* _OBJECTIVE_: Look for the string "page" in every line, and copy each line that has it.

___ INFORMATION SUPPLIED

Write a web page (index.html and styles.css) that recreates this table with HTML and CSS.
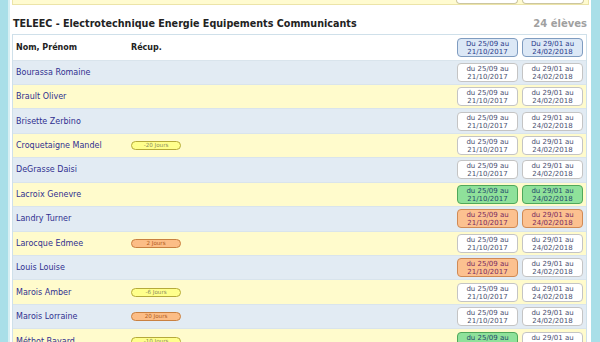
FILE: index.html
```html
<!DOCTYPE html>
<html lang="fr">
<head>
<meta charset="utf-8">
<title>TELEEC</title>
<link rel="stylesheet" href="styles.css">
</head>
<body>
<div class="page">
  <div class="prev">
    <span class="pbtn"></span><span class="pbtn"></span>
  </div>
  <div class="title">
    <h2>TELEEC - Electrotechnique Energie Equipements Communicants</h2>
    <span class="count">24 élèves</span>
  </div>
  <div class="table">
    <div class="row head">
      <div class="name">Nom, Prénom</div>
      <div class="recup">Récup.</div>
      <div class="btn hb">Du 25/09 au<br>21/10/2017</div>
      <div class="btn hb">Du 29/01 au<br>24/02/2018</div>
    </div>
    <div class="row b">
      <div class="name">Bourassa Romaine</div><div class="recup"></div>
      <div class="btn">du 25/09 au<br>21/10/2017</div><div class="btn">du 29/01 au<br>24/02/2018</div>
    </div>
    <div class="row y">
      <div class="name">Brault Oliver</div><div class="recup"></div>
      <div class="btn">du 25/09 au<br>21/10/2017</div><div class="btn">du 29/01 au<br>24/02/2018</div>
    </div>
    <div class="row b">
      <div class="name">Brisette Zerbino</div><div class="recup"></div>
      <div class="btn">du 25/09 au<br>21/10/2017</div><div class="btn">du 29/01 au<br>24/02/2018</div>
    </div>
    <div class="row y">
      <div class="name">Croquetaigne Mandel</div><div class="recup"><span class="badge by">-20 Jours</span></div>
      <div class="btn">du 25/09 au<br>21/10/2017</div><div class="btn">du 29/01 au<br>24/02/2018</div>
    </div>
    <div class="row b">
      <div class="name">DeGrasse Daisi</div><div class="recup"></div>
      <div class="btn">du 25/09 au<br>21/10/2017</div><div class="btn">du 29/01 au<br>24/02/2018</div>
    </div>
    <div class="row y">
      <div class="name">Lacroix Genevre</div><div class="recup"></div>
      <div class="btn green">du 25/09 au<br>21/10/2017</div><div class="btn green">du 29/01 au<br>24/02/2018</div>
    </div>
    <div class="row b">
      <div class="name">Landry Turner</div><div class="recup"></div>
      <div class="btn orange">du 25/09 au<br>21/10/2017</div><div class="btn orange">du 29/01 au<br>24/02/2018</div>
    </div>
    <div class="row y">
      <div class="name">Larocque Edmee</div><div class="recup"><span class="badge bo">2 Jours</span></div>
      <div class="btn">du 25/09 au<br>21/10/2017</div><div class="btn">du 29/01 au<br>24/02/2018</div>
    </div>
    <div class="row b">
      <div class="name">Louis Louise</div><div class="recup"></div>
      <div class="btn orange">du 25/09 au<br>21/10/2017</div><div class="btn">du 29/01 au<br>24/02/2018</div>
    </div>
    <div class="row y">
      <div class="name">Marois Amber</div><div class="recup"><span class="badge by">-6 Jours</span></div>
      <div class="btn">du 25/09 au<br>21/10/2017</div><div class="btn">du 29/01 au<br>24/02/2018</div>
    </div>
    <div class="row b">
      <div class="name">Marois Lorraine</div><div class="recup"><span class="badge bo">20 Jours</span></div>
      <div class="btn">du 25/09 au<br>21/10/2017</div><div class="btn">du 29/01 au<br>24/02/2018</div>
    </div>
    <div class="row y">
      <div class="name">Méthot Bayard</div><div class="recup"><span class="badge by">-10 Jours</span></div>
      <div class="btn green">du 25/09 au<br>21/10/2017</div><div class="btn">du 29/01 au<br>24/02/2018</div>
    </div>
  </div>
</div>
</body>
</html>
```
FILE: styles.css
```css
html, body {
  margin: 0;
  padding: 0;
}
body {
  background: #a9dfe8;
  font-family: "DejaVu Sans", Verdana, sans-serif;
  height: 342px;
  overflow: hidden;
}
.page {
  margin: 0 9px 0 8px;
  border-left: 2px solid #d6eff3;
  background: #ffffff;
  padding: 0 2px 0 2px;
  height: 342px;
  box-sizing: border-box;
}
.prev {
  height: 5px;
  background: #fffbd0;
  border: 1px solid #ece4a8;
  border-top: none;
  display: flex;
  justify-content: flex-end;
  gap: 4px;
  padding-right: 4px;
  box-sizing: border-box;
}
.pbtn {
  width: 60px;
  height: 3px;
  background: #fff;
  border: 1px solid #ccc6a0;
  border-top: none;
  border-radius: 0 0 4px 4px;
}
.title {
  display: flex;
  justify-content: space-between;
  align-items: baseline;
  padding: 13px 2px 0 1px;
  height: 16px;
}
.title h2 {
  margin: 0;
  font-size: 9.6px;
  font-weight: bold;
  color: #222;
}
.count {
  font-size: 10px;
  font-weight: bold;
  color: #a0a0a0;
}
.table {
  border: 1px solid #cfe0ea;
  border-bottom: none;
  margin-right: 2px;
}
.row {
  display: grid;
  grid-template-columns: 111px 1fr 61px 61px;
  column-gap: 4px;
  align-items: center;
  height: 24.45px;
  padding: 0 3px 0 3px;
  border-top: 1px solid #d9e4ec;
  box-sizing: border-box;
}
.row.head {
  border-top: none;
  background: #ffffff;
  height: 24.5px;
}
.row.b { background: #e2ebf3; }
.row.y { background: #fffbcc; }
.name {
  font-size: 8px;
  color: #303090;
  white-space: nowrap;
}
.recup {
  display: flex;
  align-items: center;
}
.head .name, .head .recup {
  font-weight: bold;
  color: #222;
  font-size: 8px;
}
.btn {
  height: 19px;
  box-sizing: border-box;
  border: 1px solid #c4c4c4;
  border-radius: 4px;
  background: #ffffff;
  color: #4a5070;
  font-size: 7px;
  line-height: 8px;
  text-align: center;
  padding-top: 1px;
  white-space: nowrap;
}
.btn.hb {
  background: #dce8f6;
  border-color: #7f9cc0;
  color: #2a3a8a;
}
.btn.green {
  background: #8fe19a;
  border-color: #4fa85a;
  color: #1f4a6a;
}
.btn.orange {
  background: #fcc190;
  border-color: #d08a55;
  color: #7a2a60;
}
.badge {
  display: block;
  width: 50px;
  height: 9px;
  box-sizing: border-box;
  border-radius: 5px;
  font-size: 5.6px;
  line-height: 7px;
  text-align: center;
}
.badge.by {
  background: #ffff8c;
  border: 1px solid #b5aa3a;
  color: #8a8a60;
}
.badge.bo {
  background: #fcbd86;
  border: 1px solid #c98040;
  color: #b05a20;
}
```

______

* _COMPLETED EXERCISE_:
Write a web page (index.html and styles.css) that recreates this table with HTML and CSS.
<div class="page">
.page {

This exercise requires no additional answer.